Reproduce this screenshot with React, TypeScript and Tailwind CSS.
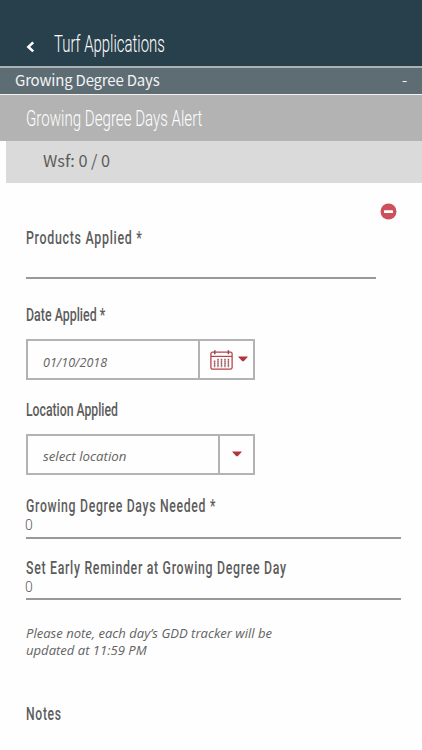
import type { ReactNode } from 'react'
import { clsx } from 'clsx'

const body = "font-['Noto_Sans_CJK_JP','Noto_Sans',sans-serif]"
const italic = "font-['Open_Sans',sans-serif] italic text-[13.5px] leading-[17px] text-[#636363]"

function Narrow({ className, children }: { className?: string; children: ReactNode }) {
  return (
    <span className={clsx('block w-max origin-left whitespace-nowrap', className)}>{children}</span>
  )
}

function Label({ className, children }: { className?: string; children: ReactNode }) {
  return (
    <Narrow className={clsx('text-[17.6px] leading-5 font-medium text-[#5c5c5c]', className)}>
      {children}
    </Narrow>
  )
}

function Caret() {
  return (
    <svg className="w-[10px] h-[6px] shrink-0 -mt-[2px]" viewBox="0 0 10 6">
      <path d="M0.2 0.4H9.8L9 1.8L5.9 5.1Q5 6 4.1 5.1L1 1.8Z" fill="#b3333f" />
    </svg>
  )
}

function CalendarIcon() {
  return (
    <svg className="w-[23px] h-[20px] shrink-0" viewBox="0 0 23 20" fill="none">
      <rect x="0.9" y="2.2" width="21.2" height="17" rx="1.6" stroke="#b8434e" strokeWidth="1.3" />
      <path d="M1 6.4H22" stroke="#b8434e" strokeWidth="1.2" />
      <path d="M4.8 0.2V4.2M18.4 0.2V4.2" stroke="#8c4a52" strokeWidth="1.5" />
      <path
        d="M4.6 10.6V17.2M8 8.8V17.2M11.5 8.8V17.2M15 8.8V17.2M18.4 8.8V17.2"
        stroke="#9c5a60"
        strokeWidth="1.5"
        strokeDasharray="1.6 0.4"
      />
    </svg>
  )
}

export default function App() {
  return (
    <div className="w-full h-[750px] overflow-hidden bg-[#fefefe] font-[Roboto,sans-serif]">
      {/* Header */}
      <header className="flex h-[66px] bg-[#28404c] pl-[26px] pt-[31px]">
        <svg className="w-[9px] h-[12px] mt-[10px]" viewBox="0 0 9 12" fill="none">
          <path d="M7.2 1.4L2.4 5.9L7.2 10.4" stroke="#fff" strokeWidth="2.6" />
        </svg>
        <Narrow className="ml-[19px] text-[23px] leading-7 font-light text-white scale-x-[0.65]">
          Turf Applications
        </Narrow>
      </header>

      {/* Section bar */}
      <div
        className={clsx(
          body,
          'flex h-[29px] justify-between border-t-2 border-b border-t-[#abb1b5] border-b-[#f4f4f4] bg-[#5e6d74] pl-[15px] pr-[15px] pt-[2px] text-[15px] leading-5 tracking-[-0.2px] text-[#f2f4f5]'
        )}
      >
        <span>Growing Degree Days</span>
        <span>-</span>
      </div>

      <div className="h-[46px] bg-[#b3b3b3] pl-[26px] pt-[10px]">
        <Narrow className="text-[22.6px] leading-7 font-light text-white scale-x-[0.668]">
          Growing Degree Days Alert
        </Narrow>
      </div>
      <div
        className={clsx(
          body,
          'ml-[6px] h-[42px] bg-[#dadada] pl-[37px] pt-[9px] text-[16.3px] leading-5 text-[#5c5c5c]'
        )}
      >
        Wsf: 0 / 0
      </div>

      {/* Form */}
      <main className="flex flex-col pl-[26px] pt-[20px] pr-[21px]">
        <button className="mr-[4px] h-[17px] w-[17px] self-end">
          <svg viewBox="0 0 17 17">
            <circle cx="8.5" cy="8.5" r="8" fill="#cd515c" />
            <rect x="4" y="7.2" width="9" height="2.8" rx="0.6" fill="#fff" />
          </svg>
        </button>

        <Label className="mt-2 tracking-[1px] scale-x-[0.705]">Products Applied *</Label>
        <div className="mt-[29px] h-[2px] w-[350px] bg-[#999]" />

        <Label className="mt-[26px] scale-x-[0.705]">Date Applied *</Label>
        <div className="mt-[14px] flex h-[41px] w-[229px] border-2 border-[#b3b3b3]">
          <div className="flex w-[172px] items-center border-r-2 border-[#b3b3b3] pl-[15px] pt-[5px]">
            <Narrow className={clsx(italic, 'scale-x-[0.93]')}>01/10/2018</Narrow>
          </div>
          <div className="flex flex-1 items-center justify-center gap-[5px] pl-[5px]">
            <CalendarIcon />
            <Caret />
          </div>
        </div>

        <Label className="mt-5 scale-x-[0.695]">Location Applied</Label>
        <div className="mt-[14px] flex h-[41px] w-[229px] border-2 border-[#b3b3b3]">
          <div className="flex w-[192px] items-center border-r-2 border-[#b3b3b3] pl-[15px] pt-[4px]">
            <Narrow className={clsx(italic, 'scale-x-[0.985]')}>select location</Narrow>
          </div>
          <div className="flex flex-1 items-center justify-center">
            <Caret />
          </div>
        </div>

        <Label className="mt-[21px] tracking-[1px] scale-x-[0.695]">Growing Degree Days Needed *</Label>
        <Narrow className="-ml-px text-[15.5px] leading-[18px] font-light text-[#5c5c5c] scale-x-[0.9]">0</Narrow>
        <div className="mt-[3px] h-[2px] bg-[#999]" />

        <Label className="mt-[19px] tracking-[1px] scale-x-[0.7]">
          Set Early Reminder at Growing Degree Day
        </Label>
        <Narrow className="-ml-px text-[15.5px] leading-[18px] font-light text-[#5c5c5c] scale-x-[0.9]">0</Narrow>
        <div className="mt-[2px] h-[2px] bg-[#999]" />

        <Narrow className={clsx(italic, 'mt-[25px] scale-x-[0.968]')}>
          Please note, each day’s GDD tracker will be
          <br />
          updated at 11:59 PM
        </Narrow>

        <Label className="mt-[45px] tracking-[1px] scale-x-[0.69]">Notes</Label>
      </main>
    </div>
  )
}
#####
### Goal of the exercise
Using the data above, print every line exactly, omitting pictures.

### Answer to the problem
Reproduce this screenshot with React, TypeScript and Tailwind CSS.
import type { ReactNode } from 'react'
import { clsx } from 'clsx'

const body = "font-['Noto_Sans_CJK_JP','Noto_Sans',sans-serif]"
const italic = "font-['Open_Sans',sans-serif] italic text-[13.5px] leading-[17px] text-[#636363]"

function Narrow({ className, children }: { className?: string; children: ReactNode }) {
  return (
    <span className={clsx('block w-max origin-left whitespace-nowrap', className)}>{children}</span>
  )
}

function Label({ className, children }: { className?: string; children: ReactNode }) {
  return (
    <Narrow className={clsx('text-[17.6px] leading-5 font-medium text-[#5c5c5c]', className)}>
      {children}
    </Narrow>
  )
}

function Caret() {
  return (
    <svg className="w-[10px] h-[6px] shrink-0 -mt-[2px]" viewBox="0 0 10 6">
      <path d="M0.2 0.4H9.8L9 1.8L5.9 5.1Q5 6 4.1 5.1L1 1.8Z" fill="#b3333f" />
    </svg>
  )
}

function CalendarIcon() {
  return (
    <svg className="w-[23px] h-[20px] shrink-0" viewBox="0 0 23 20" fill="none">
      <rect x="0.9" y="2.2" width="21.2" height="17" rx="1.6" stroke="#b8434e" strokeWidth="1.3" />
      <path d="M1 6.4H22" stroke="#b8434e" strokeWidth="1.2" />
      <path d="M4.8 0.2V4.2M18.4 0.2V4.2" stroke="#8c4a52" strokeWidth="1.5" />
      <path
        d="M4.6 10.6V17.2M8 8.8V17.2M11.5 8.8V17.2M15 8.8V17.2M18.4 8.8V17.2"
        stroke="#9c5a60"
        strokeWidth="1.5"
        strokeDasharray="1.6 0.4"
      />
    </svg>
  )
}

export default function App() {
  return (
    <div className="w-full h-[750px] overflow-hidden bg-[#fefefe] font-[Roboto,sans-serif]">
      {/* Header */}
      <header className="flex h-[66px] bg-[#28404c] pl-[26px] pt-[31px]">
        <svg className="w-[9px] h-[12px] mt-[10px]" viewBox="0 0 9 12" fill="none">
          <path d="M7.2 1.4L2.4 5.9L7.2 10.4" stroke="#fff" strokeWidth="2.6" />
        </svg>
        <Narrow className="ml-[19px] text-[23px] leading-7 font-light text-white scale-x-[0.65]">
          Turf Applications
        </Narrow>
      </header>

      {/* Section bar */}
      <div
        className={clsx(
          body,
          'flex h-[29px] justify-between border-t-2 border-b border-t-[#abb1b5] border-b-[#f4f4f4] bg-[#5e6d74] pl-[15px] pr-[15px] pt-[2px] text-[15px] leading-5 tracking-[-0.2px] text-[#f2f4f5]'
        )}
      >
        <span>Growing Degree Days</span>
        <span>-</span>
      </div>

      <div className="h-[46px] bg-[#b3b3b3] pl-[26px] pt-[10px]">
        <Narrow className="text-[22.6px] leading-7 font-light text-white scale-x-[0.668]">
          Growing Degree Days Alert
        </Narrow>
      </div>
      <div
        className={clsx(
          body,
          'ml-[6px] h-[42px] bg-[#dadada] pl-[37px] pt-[9px] text-[16.3px] leading-5 text-[#5c5c5c]'
        )}
      >
        Wsf: 0 / 0
      </div>

      {/* Form */}
      <main className="flex flex-col pl-[26px] pt-[20px] pr-[21px]">
        <button className="mr-[4px] h-[17px] w-[17px] self-end">
          <svg viewBox="0 0 17 17">
            <circle cx="8.5" cy="8.5" r="8" fill="#cd515c" />
            <rect x="4" y="7.2" width="9" height="2.8" rx="0.6" fill="#fff" />
          </svg>
        </button>

        <Label className="mt-2 tracking-[1px] scale-x-[0.705]">Products Applied *</Label>
        <div className="mt-[29px] h-[2px] w-[350px] bg-[#999]" />

        <Label className="mt-[26px] scale-x-[0.705]">Date Applied *</Label>
        <div className="mt-[14px] flex h-[41px] w-[229px] border-2 border-[#b3b3b3]">
          <div className="flex w-[172px] items-center border-r-2 border-[#b3b3b3] pl-[15px] pt-[5px]">
            <Narrow className={clsx(italic, 'scale-x-[0.93]')}>01/10/2018</Narrow>
          </div>
          <div className="flex flex-1 items-center justify-center gap-[5px] pl-[5px]">
            <CalendarIcon />
            <Caret />
          </div>
        </div>

        <Label className="mt-5 scale-x-[0.695]">Location Applied</Label>
        <div className="mt-[14px] flex h-[41px] w-[229px] border-2 border-[#b3b3b3]">
          <div className="flex w-[192px] items-center border-r-2 border-[#b3b3b3] pl-[15px] pt-[4px]">
            <Narrow className={clsx(italic, 'scale-x-[0.985]')}>select location</Narrow>
          </div>
          <div className="flex flex-1 items-center justify-center">
            <Caret />
          </div>
        </div>

        <Label className="mt-[21px] tracking-[1px] scale-x-[0.695]">Growing Degree Days Needed *</Label>
        <Narrow className="-ml-px text-[15.5px] leading-[18px] font-light text-[#5c5c5c] scale-x-[0.9]">0</Narrow>
        <div className="mt-[3px] h-[2px] bg-[#999]" />

        <Label className="mt-[19px] tracking-[1px] scale-x-[0.7]">
          Set Early Reminder at Growing Degree Day
        </Label>
        <Narrow className="-ml-px text-[15.5px] leading-[18px] font-light text-[#5c5c5c] scale-x-[0.9]">0</Narrow>
        <div className="mt-[2px] h-[2px] bg-[#999]" />

        <Narrow className={clsx(italic, 'mt-[25px] scale-x-[0.968]')}>
          Please note, each day’s GDD tracker will be
          <br />
          updated at 11:59 PM
        </Narrow>

        <Label className="mt-[45px] tracking-[1px] scale-x-[0.69]">Notes</Label>
      </main>
    </div>
  )
}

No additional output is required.